International operations remained profitable, as net profit before discontinued operations and restructuring costs amounted to 32 million euros in the third quarter and 97 million in the nine-month period. Furthermore, the bank successfully concluded recently a 500 million euros covered bond transaction, with a 3-year tenor and a yield below 3 pct, while it eliminated Pillar II funding as of late October. Customer deposits in Greece were up by 0.7 billion euros (quarterly) and 1.0 billion euros in the January-September period. The loans to deposits ratio improved to 112.0 pct at the end of September 2017, from 116.4 pct at the end of June.
“The prospect for positive growth rates, improved access to international markets, smooth completion of the 3rd review and the projected achievement of the targeted primary surplus in 2017, act as catalysts in creating more positive expectations. The positive comments made by international officials for the prospects of Greek economy confirm that the international image of the country is getting restored in a gradual manner. This development has to be exploited. In this context, there are clear signs of a recovery in investor interest for Greece. This course of improvement must be continued in order to create conditions of sustainable growth. Implementing in a consistent manner the agreements with our partners, securing fiscal stability, creating a friendly business environment, tax relief, a gradual reduction of interest rates and the implementation of all reforms considered necessary in, economy, public administration and the institutional framework, are critical parameters needed to drive investments and growth. A better economic climate and positive growth rates will assist Greek banks in implementing the ambitious plan of reducing the stock of NPLs, for which they have committed to the European supervising authorities, and restoring normal liquidity conditions.
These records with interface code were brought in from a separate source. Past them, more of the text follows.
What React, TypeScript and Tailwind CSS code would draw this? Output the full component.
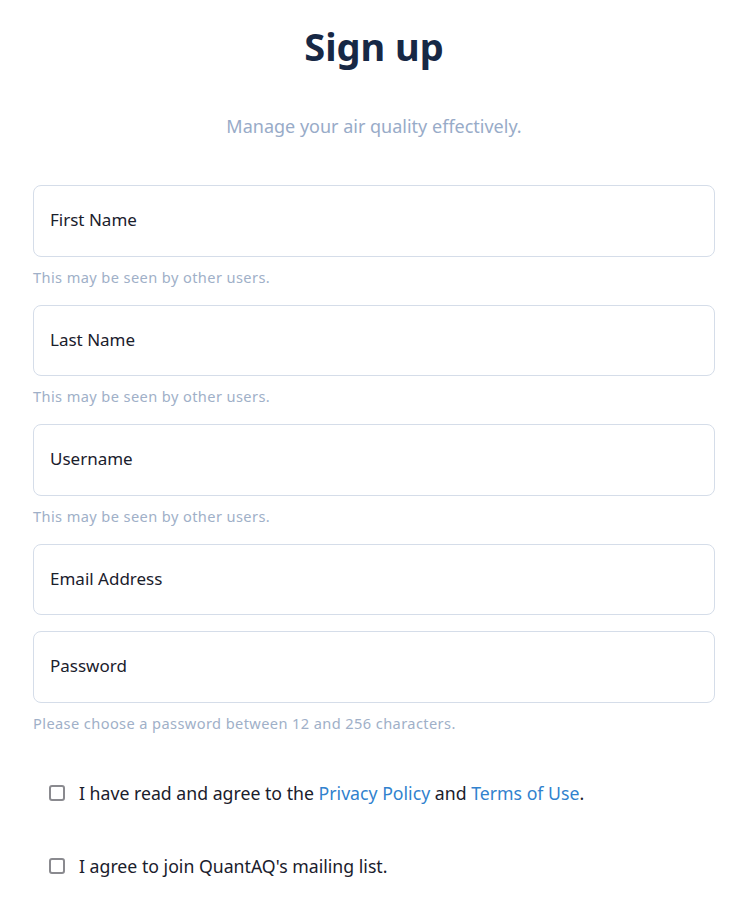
import React from 'react';

const fieldFont = { fontFamily: '"Noto Sans", "Open Sans", sans-serif' };

function Field({ label, hint, type = 'text' }: { label: string; hint?: string; type?: string }) {
  return (
    <div className={hint ? '' : 'mb-4'}>
      <input
        type={type}
        placeholder={label}
        className="block w-full h-[71.5px] rounded-lg border border-[#d5dde9] bg-white px-4 pb-[2px] text-[17px] text-[#1a202c] placeholder:text-[#1a202c] outline-none"
      />
      {hint && (
        <p className="h-[48px] pt-[10px] text-[14.6px] leading-[20px] tracking-[0.4px] text-[#a0b0c8]">{hint}</p>
      )}
    </div>
  );
}

function Check({ children }: { children: React.ReactNode }) {
  return (
    <label className="flex items-center gap-[14px] pl-4 text-[17.7px] leading-[24px] text-[#1a202c]">
      <input
        type="checkbox"
        className="h-[16px] w-[16px] shrink-0 appearance-none rounded-[3px] border-2 border-[#8a8a8f] bg-white"
      />
      <span>{children}</span>
    </label>
  );
}

export default function App() {
  return (
    <div className="min-h-screen bg-white" style={fieldFont}>
      <div className="ml-[33px] w-[682px] pt-[23px]">
        <h1 className="text-center text-[38px] font-bold leading-[46px] text-[#172845]">Sign up</h1>
        <p className="mt-[45px] text-center text-[18px] leading-[24px] text-[#98abc8]">
          Manage your air quality effectively.
        </p>

        <form className="mt-[47px]">
          <Field label="First Name" hint="This may be seen by other users." />
          <Field label="Last Name" hint="This may be seen by other users." />
          <Field label="Username" hint="This may be seen by other users." />
          <Field label="Email Address" type="email" />
          <Field label="Password" type="password" hint="Please choose a password between 12 and 256 characters." />

          <div className="mt-[30px] flex flex-col gap-[49px]">
            <Check>
              I have read and agree to the{' '}
              <a href="#" className="text-[#3182ce]">Privacy Policy</a> and{' '}
              <a href="#" className="text-[#3182ce]">Terms of Use</a>.
            </Check>
            <Check>I agree to join QuantAQ's mailing list.</Check>
          </div>
        </form>
      </div>
    </div>
  );
}
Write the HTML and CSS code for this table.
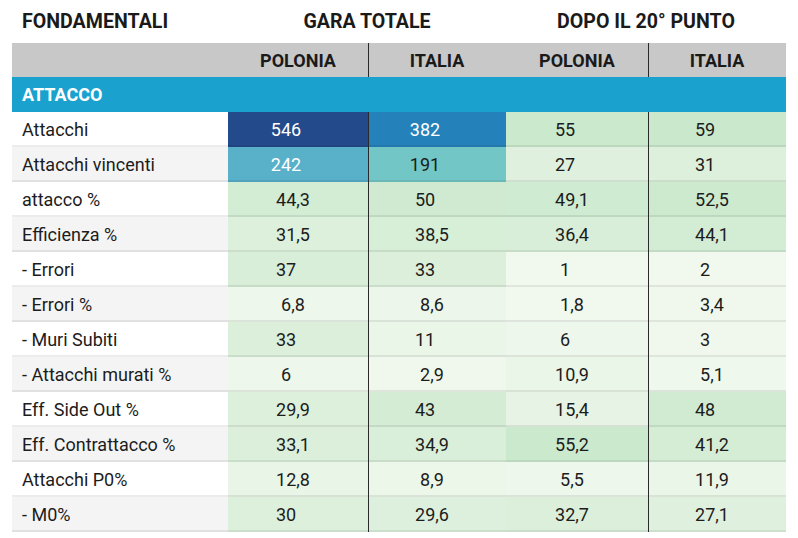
FILE: index.html
```html
<!DOCTYPE html>
<html lang="it">
<head>
<meta charset="utf-8">
<title>Fondamentali</title>
<link rel="stylesheet" href="styles.css">
</head>
<body>
<div class="board">
  <div class="titles">
    <div class="t-label">FONDAMENTALI</div>
    <div class="t-group t-g1">GARA TOTALE</div>
    <div class="t-group t-g2">DOPO IL 20° PUNTO</div>
  </div>
  <table class="stats">
    <colgroup>
      <col class="c-label"><col class="c1"><col class="c2"><col class="c3"><col class="c4">
    </colgroup>
    <thead>
      <tr class="head">
        <th></th><th>POLONIA</th><th class="sep">ITALIA</th><th>POLONIA</th><th class="sep">ITALIA</th>
      </tr>
    </thead>
    <tbody>
      <tr class="section"><td colspan="5">ATTACCO</td></tr>
      <tr>
        <td class="lbl">Attacchi</td>
        <td class="num int hi-navy">546</td>
        <td class="num int hi-blue sep">382</td>
        <td class="num int" style="--v:55">55</td>
        <td class="num int sep" style="--v:57">59</td>
      </tr>
      <tr>
        <td class="lbl">Attacchi vincenti</td>
        <td class="num int hi-sky">242</td>
        <td class="num int hi-teal sep">191</td>
        <td class="num int" style="--v:27">27</td>
        <td class="num int sep" style="--v:31">31</td>
      </tr>
      <tr>
        <td class="lbl">attacco %</td>
        <td class="num" style="--v:44.3">44,3</td>
        <td class="num int sep" style="--v:50">50</td>
        <td class="num" style="--v:49.1">49,1</td>
        <td class="num sep" style="--v:52.5">52,5</td>
      </tr>
      <tr>
        <td class="lbl">Efficienza %</td>
        <td class="num" style="--v:31.5">31,5</td>
        <td class="num sep" style="--v:38.5">38,5</td>
        <td class="num" style="--v:36.4">36,4</td>
        <td class="num sep" style="--v:44.1">44,1</td>
      </tr>
      <tr>
        <td class="lbl">- Errori</td>
        <td class="num int" style="--v:37">37</td>
        <td class="num int sep" style="--v:33">33</td>
        <td class="num int" style="--v:1">1</td>
        <td class="num int sep" style="--v:2">2</td>
      </tr>
      <tr>
        <td class="lbl">- Errori %</td>
        <td class="num" style="--v:6.8">6,8</td>
        <td class="num sep" style="--v:8.6">8,6</td>
        <td class="num" style="--v:1.8">1,8</td>
        <td class="num sep" style="--v:3.4">3,4</td>
      </tr>
      <tr>
        <td class="lbl">- Muri Subiti</td>
        <td class="num int" style="--v:33">33</td>
        <td class="num int sep" style="--v:11">11</td>
        <td class="num int" style="--v:6">6</td>
        <td class="num int sep" style="--v:3">3</td>
      </tr>
      <tr>
        <td class="lbl">- Attacchi murati %</td>
        <td class="num int" style="--v:6">6</td>
        <td class="num sep" style="--v:2.9">2,9</td>
        <td class="num" style="--v:10.9">10,9</td>
        <td class="num sep" style="--v:5.1">5,1</td>
      </tr>
      <tr>
        <td class="lbl">Eff. Side Out %</td>
        <td class="num" style="--v:29.9">29,9</td>
        <td class="num int sep" style="--v:43">43</td>
        <td class="num" style="--v:15.4">15,4</td>
        <td class="num int sep" style="--v:48">48</td>
      </tr>
      <tr>
        <td class="lbl">Eff. Contrattacco %</td>
        <td class="num" style="--v:33.1">33,1</td>
        <td class="num sep" style="--v:34.9">34,9</td>
        <td class="num" style="--v:55.2">55,2</td>
        <td class="num sep" style="--v:41.2">41,2</td>
      </tr>
      <tr>
        <td class="lbl">Attacchi P0%</td>
        <td class="num" style="--v:12.8">12,8</td>
        <td class="num sep" style="--v:8.9">8,9</td>
        <td class="num" style="--v:5.5">5,5</td>
        <td class="num sep" style="--v:11.9">11,9</td>
      </tr>
      <tr>
        <td class="lbl">- M0%</td>
        <td class="num int" style="--v:30">30</td>
        <td class="num sep" style="--v:29.6">29,6</td>
        <td class="num" style="--v:32.7">32,7</td>
        <td class="num sep" style="--v:27.1">27,1</td>
      </tr>
    </tbody>
  </table>
</div>
</body>
</html>
```
FILE: styles.css
```css
html, body {
  margin: 0;
  padding: 0;
  background: #ffffff;
}

body {
  font-family: Roboto, "Liberation Sans", Arial, sans-serif;
  color: #1c1c1c;
}

.board {
  width: 774px;
  margin-left: 12px;
}

.titles {
  display: flex;
  height: 43px;
  align-items: center;
  font-weight: 700;
  font-size: 19.6px;
  color: #1a1a1a;
}

.t-label {
  width: 216px;
  padding-left: 10px;
  box-sizing: border-box;
}

.t-group {
  text-align: center;
}

.t-g1 { width: 278px; }
.t-g2 { width: 280px; }

.stats {
  width: 774px;
  table-layout: fixed;
  border-collapse: separate;
  border-spacing: 0;
  font-size: 18px;
}

.c-label { width: 216px; }
.c1 { width: 140px; }
.c2 { width: 138px; }
.c3 { width: 142px; }
.c4 { width: 138px; }

.stats th,
.stats td {
  padding: 0;
}

.head th {
  height: 34px;
  background: #c8c8c8;
  font-weight: 700;
  font-size: 18px;
  text-align: center;
  color: #1a1a1a;
}

.head th.sep {
  box-shadow: inset 1px 0 0 #2a2a2a;
}

.section td {
  height: 35px;
  background: #1aa1cd;
  color: #ffffff;
  font-weight: 700;
  font-size: 18px;
  padding-left: 10px;
}

tbody tr:not(.section) td {
  height: 35px;
  box-shadow: inset 0 -2px 0 rgba(0, 0, 0, 0.075);
}

tbody tr:not(.section) td.sep {
  box-shadow: inset 1px 0 0 #2a2a2a, inset 0 -2px 0 rgba(0, 0, 0, 0.075);
}

.lbl {
  padding-left: 10px !important;
  background: #ffffff;
  white-space: nowrap;
}

tbody tr:nth-child(odd) .lbl {
  background: #f4f4f4;
}

.num {
  text-align: center;
  padding-right: 10px !important;
  background: color-mix(in srgb, #c9e8cb calc(var(--v, 0) * 1.72%), #f2f9ef);
}

.num.int {
  padding-right: 24px !important;
}

.hi-navy {
  background: #234a8a;
  color: #ffffff;
}

.hi-blue {
  background: #2581ba;
  color: #ffffff;
}

.hi-sky {
  background: #58b0c9;
  color: #ffffff;
}

.hi-teal {
  background: #72c6c5;
  color: #1c1c1c;
}
```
Solving the NPLs and liquidity issues, inherited by the long lasting crisis, is the key for our ability to finance real economy in an effective manner. Eurobank, being well prepared to cope successfully with the important challenges, focuses on this direction. Q3 results prove that the efforts bear fruit in all sectors.” Nikolaos Karamouzis, Chairman of the board said.
“Executing our strategic plan in a consistent and timely manner forms our priority for H2 2017. Important milestones either have been reached already, or are in an implementation process. We are at the final stage of negotiations for the sale of Bancpost, our subsidiary in Romania. This is the last of the commitments taken under our restructuring plan, which had been agreed and approved by the authorities. The regulatory requirements, which come in force next year, are covered through the redemption of preference shares by Eurobank and the issuance of Tier II bonds, in favor of the Greek State, which count in the total regulatory capital of the Bank. In addition we eliminated the use of Pillar II guarantees, completing a cycle of support by the Greek State. In the field of Non-Performing Loans, Eurobank sold a portfolio of total unpaid principal 1.5bn to Intrum. This has a corresponding positive effect in the reduction of NPEs. Last but not least, the issuance of 500m covered bonds marked our return to the international capital markets, the first since 2014, leading to an improvement in our liquidity, which is reflected in the further reduction of ELA. During Q3 2017, Eurobank remained on a track of organic profitability generating profits of 61m or 132m for 9M 2017. The fully-loaded capital adequacy ratio has strengthened organically by 80 bps from the beginning of the year. It is worth noting the increase in deposits by ?1bn at Group level, as well as the continuation of negative NPE formation for a 4th consecutive quarter. This resulted in the reduction of the total stock of NPEs, which will exceed the target for which we committed to the supervising authorities. Following the above we are convinced that 2017 will be a year of success in all the operational and strategic objectives the Bank has set,” Fokion Karavias, CEO said.